Officials opened are investigating the airplane tanker crash in Utah that caused the year's first two deaths among crews fighting U.S. wildfires, while hundreds of evacuees from a New Mexico blaze that is the nation's biggest this season returned home.
The firefighting plane went down on Sunday afternoon on a forested mountainside in the Hamlin Valley area of southwestern Utah while on a mission to drop chemical fire retardant on an 8,000-acre blaze along the Nevada-Utah border.
Firefighters who accompanied a search team to the crash site hours later battled flames roaring 100 feet in the air as sheriff's deputies extricated the bodies from the wreckage and collected crash evidence, said Sgt. Jody Edwards of the Iron County Sheriff's Office.
The charred ground at site was so hot that "the soles of our investigators' boots were melting, and there were places where the aluminum from the plane had literally turned to liquid and was running downhill," Edwards told Reuters.
Debris was scattered across the mountainside, with large pieces of wreckage about 500 yards from the last spot where the plane appears to have dropped retardant, he said.
A National Transportation Safety Board team was called in to investigate the crash.
Based on damage to the trees and marks left in the ground, sheriff's deputies on the scene surmised that the plane may have clipped some trees with its left wing on a low pass toward the mountain, sending the aircraft into a cartwheel, Edwards said.
The dead were identified as pilot Todd Tompkins, 48, and his co-pilot, Ronnie Chambless, 40, both of Boise, Idaho. The two men were employees of a Montana-based aviation company that supplied the plane, a Lockheed Martin P2V, and crew under contract with the U.S. Forest Service for firefighting.
Don Smurthwaite, a spokesman for National Interagency Fire Center in Boise, said Tompkins and Chambless were the first firefighting personnel to die in fires that have consumed more than 1,200 square miles of forest, brush and grasslands nationwide so far this year, most of it in western states.
But they were not the only wildfire casualties of 2012. Three civilians -- an elderly couple and another woman -- died in a blaze triggered by embers from a prescribed burn west of Denver in late March.
Still, the year-to-date tally of burned acreage across the country is running about 40 percent below average for the same six-month period over the past decade, said Ken Frederick, a spokesman for the National Interagency Fire Center.
As of Monday, firefighters were battling a total of 11 large, uncontained blazes, mostly in seven Western states -- New Mexico, Arizona, California, Nevada, Utah, Colorado and Idaho.

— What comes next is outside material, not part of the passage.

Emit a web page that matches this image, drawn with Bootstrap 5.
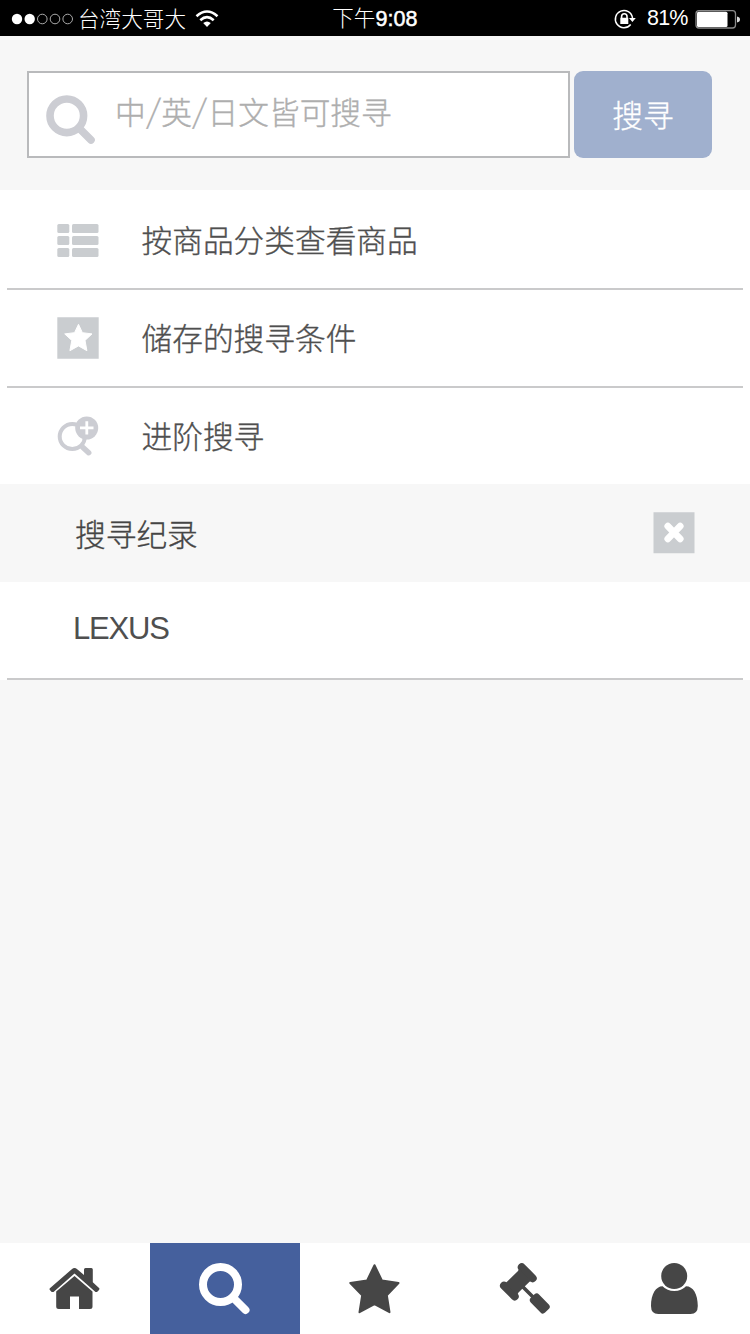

The biggest by far is the so-called Whitewater-Baldy Complex fire, which was ignited by lightning on May 16 in the rugged high country of New Mexico's Gila National Forest and has now scorched more territory than any other recorded blaze in the state's history, over 255,000 acres.
The blaze destroyed a dozen privately owned cabins at the height of its rampage nearly two weeks ago as gale-force winds fanned flames from treetop to treetop.
But calmer winds in recent days have allowed fire crews to gain an upper hand. By Monday, they had carved containment lines around 18 percent of the fire's perimeter and were depriving advancing flames of fresh fuel by clearing smaller trees and brush that has yet to burn.
"The wind has really been in our favor the past couple of days," Fire Information Officer Tara Ross said. "It's still warm and it's still dry, but with low winds we can ... lower the intensity of the burn."
Evacuation orders were lifted on Monday for about 200 homes in and around the historic mining town of Mogollon, but about 60 cabins in the nearby community of Willow Creek, where 12 cabins and 13 outbuildings were lost on May 23, remained off-limits.
Ross said containment work was concentrated along the fire's western flank to protect the community of Glenwood and its population of about 300 people. Teams on horseback scouted areas along the eastern edge of the blaze, looking for ideal places to create new fire breaks there, she said.
Lightning strikes remained a problem, however, blamed for sparking three new fires in New Mexico on Sunday. Lightning was also blamed for the White Rock Fire that erupted on Friday in southeastern Nevada near the town of Caliente and later burned into Utah. It was that fire which claimed the lives of the two air tanker pilots.